TripoSG is a high-fidelity image-to-3D foundation model developed by VAST-AI Research (Tripo) and released in early 2025. It is designed to synthesize detailed 3D shapes from a single input image, prioritizing geometric precision and structural coherence over the speed-centric approaches of previous generations. The model aims to bridge the gap between rapid feed-forward reconstruction and high-quality shape synthesis by utilizing advanced diffusion techniques.

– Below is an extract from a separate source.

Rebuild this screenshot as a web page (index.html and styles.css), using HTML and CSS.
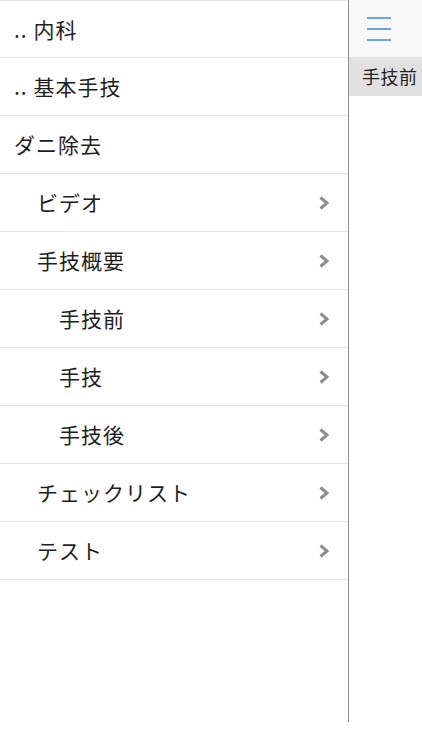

Architecture and Technical Specs
The model is built on a large-scale rectified flow transformer architecture, which utilizes linear trajectory modeling for more stable and efficient training compared to standard diffusion methods. It operates within a latent space defined by an advanced 3D VAE, which represents geometry using Signed Distance Functions (SDFs) and is trained with hybrid supervision including surface normal guidance and eikonal loss. The primary version of the model contains 1.5 billion parameters and processes objects using 2,048 latent tokens.
Capabilities and Training
TripoSG was trained on a meticulously curated dataset of over 2 million Image-SDF pairs, enabling the model to generalize across various artistic styles, including photorealistic photos, sketches, and stylized illustrations. The model is particularly noted for its ability to produce meshes with sharp geometric features and complex topologies that remain semantically consistent with the input image. While it excels at producing high-resolution geometry, it is frequently used as a geometry engine in pipelines where separate texturing models are applied to the generated mesh.